DATA PROVIDED:
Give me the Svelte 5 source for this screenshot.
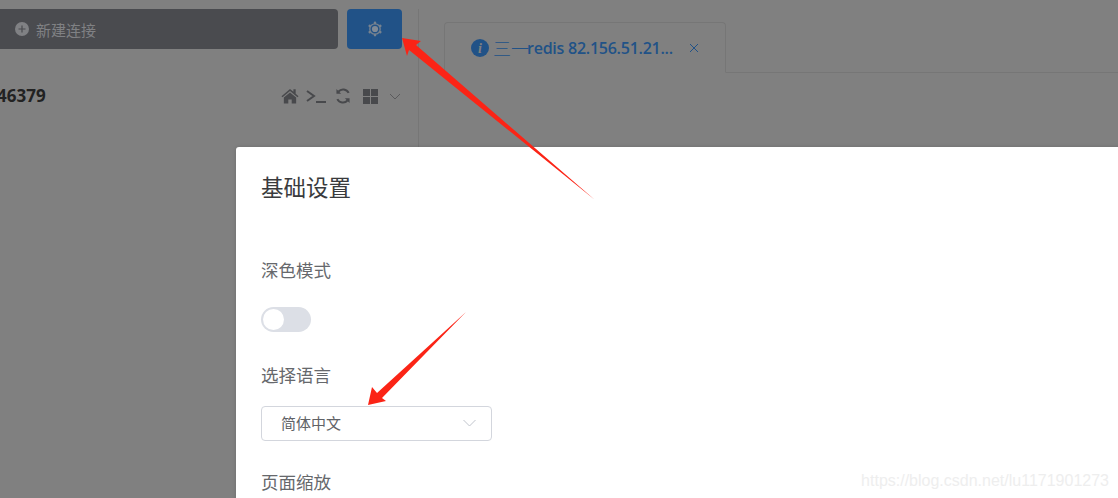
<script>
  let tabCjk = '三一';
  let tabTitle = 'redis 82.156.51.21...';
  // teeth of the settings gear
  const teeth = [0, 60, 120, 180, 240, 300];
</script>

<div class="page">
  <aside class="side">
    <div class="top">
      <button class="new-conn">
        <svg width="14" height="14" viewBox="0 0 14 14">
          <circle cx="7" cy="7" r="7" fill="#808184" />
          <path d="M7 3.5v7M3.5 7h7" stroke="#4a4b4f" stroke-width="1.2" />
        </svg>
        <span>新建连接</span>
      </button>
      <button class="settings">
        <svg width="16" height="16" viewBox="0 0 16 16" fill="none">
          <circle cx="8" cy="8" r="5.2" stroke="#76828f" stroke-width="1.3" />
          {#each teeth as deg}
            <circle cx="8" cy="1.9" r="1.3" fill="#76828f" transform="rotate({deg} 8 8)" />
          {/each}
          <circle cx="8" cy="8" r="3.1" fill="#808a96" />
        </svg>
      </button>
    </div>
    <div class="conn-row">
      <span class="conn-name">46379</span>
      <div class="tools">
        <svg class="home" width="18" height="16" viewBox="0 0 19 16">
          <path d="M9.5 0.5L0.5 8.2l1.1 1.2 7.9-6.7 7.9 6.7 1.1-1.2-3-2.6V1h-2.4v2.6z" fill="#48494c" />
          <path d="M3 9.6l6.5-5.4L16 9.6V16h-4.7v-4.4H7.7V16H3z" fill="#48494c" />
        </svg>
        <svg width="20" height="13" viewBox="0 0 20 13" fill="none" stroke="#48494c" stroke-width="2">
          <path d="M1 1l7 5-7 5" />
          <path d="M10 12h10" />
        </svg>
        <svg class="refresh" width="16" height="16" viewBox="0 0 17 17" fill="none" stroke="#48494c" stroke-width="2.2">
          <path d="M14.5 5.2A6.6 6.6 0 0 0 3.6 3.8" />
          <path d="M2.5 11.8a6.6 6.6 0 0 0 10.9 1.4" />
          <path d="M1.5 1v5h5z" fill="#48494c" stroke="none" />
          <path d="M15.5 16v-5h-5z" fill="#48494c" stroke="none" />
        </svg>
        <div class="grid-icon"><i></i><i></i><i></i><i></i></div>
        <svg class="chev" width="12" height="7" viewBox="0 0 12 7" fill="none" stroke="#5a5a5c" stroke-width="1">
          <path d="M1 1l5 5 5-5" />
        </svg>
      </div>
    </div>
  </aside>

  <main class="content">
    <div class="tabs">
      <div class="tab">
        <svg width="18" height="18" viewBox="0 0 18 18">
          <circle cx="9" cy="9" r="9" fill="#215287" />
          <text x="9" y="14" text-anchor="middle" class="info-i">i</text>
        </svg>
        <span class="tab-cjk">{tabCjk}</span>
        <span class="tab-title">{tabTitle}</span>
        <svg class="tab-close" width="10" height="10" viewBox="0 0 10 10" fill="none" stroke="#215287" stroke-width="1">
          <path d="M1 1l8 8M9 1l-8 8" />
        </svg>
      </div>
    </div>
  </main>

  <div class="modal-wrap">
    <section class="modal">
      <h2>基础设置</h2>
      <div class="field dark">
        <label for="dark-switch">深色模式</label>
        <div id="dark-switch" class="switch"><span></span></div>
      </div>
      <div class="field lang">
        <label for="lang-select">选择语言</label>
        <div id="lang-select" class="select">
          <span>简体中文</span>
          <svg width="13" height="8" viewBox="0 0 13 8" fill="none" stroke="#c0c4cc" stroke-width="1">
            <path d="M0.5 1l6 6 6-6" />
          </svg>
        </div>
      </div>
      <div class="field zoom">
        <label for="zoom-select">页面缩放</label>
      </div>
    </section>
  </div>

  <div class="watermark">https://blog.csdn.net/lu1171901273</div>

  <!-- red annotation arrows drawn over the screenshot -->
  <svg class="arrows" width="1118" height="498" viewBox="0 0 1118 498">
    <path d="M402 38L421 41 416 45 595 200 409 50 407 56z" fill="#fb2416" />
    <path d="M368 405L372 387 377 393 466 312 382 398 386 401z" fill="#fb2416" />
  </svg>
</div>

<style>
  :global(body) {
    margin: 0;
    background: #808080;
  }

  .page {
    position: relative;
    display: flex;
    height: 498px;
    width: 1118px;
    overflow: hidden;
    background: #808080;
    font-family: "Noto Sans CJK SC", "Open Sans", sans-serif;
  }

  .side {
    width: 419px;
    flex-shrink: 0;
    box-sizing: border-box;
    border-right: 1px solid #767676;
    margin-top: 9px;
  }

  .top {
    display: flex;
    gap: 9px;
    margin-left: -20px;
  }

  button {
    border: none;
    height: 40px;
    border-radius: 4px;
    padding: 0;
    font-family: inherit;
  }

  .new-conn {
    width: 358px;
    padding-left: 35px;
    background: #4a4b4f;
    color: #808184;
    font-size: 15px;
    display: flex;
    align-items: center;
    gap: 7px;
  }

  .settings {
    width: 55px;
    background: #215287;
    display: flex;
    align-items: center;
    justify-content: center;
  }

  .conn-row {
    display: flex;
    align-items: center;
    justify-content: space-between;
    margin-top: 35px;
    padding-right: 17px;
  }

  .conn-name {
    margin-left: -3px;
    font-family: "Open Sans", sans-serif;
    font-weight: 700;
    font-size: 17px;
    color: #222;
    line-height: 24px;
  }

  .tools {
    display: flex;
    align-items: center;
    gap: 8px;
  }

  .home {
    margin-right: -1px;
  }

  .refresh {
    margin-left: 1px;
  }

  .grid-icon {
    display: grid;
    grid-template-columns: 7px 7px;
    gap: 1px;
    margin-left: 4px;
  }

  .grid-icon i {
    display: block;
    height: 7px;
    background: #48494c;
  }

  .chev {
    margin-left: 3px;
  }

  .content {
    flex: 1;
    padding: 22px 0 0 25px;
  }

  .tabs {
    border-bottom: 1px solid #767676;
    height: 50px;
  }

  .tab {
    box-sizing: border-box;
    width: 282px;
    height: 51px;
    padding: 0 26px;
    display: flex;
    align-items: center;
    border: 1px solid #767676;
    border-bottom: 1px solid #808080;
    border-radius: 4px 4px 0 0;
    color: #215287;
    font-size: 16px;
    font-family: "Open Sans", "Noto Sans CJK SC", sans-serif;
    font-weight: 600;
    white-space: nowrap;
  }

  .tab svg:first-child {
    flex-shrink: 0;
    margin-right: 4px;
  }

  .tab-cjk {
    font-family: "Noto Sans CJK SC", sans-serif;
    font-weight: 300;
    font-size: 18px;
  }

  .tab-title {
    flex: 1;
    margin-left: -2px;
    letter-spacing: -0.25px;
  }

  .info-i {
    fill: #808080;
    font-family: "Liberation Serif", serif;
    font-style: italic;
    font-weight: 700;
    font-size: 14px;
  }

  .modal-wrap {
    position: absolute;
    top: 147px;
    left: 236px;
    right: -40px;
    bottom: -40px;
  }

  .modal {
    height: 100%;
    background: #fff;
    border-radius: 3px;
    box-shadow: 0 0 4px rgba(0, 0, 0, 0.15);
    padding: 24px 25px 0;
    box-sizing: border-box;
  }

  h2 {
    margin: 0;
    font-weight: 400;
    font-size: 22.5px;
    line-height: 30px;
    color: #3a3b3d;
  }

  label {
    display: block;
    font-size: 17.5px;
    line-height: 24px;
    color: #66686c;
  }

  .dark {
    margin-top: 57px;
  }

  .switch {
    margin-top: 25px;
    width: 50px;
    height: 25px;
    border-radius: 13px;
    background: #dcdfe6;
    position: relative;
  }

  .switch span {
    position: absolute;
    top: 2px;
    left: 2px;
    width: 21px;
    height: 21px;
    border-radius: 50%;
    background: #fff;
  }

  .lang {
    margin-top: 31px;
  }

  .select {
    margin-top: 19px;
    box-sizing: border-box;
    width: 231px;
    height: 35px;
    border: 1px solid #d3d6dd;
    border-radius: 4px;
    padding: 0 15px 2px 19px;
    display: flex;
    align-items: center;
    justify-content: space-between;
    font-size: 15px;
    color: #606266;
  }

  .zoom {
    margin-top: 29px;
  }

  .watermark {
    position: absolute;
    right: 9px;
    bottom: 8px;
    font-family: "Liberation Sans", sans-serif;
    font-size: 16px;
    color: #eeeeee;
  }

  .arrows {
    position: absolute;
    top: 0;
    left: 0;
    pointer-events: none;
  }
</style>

INSTRUCTIONS TO FOLLOW: From the listing above, copy every line that holds the string "screenshot".

RESULT OF THE EXERCISE:
Give me the Svelte 5 source for this screenshot.
  <!-- red annotation arrows drawn over the screenshot -->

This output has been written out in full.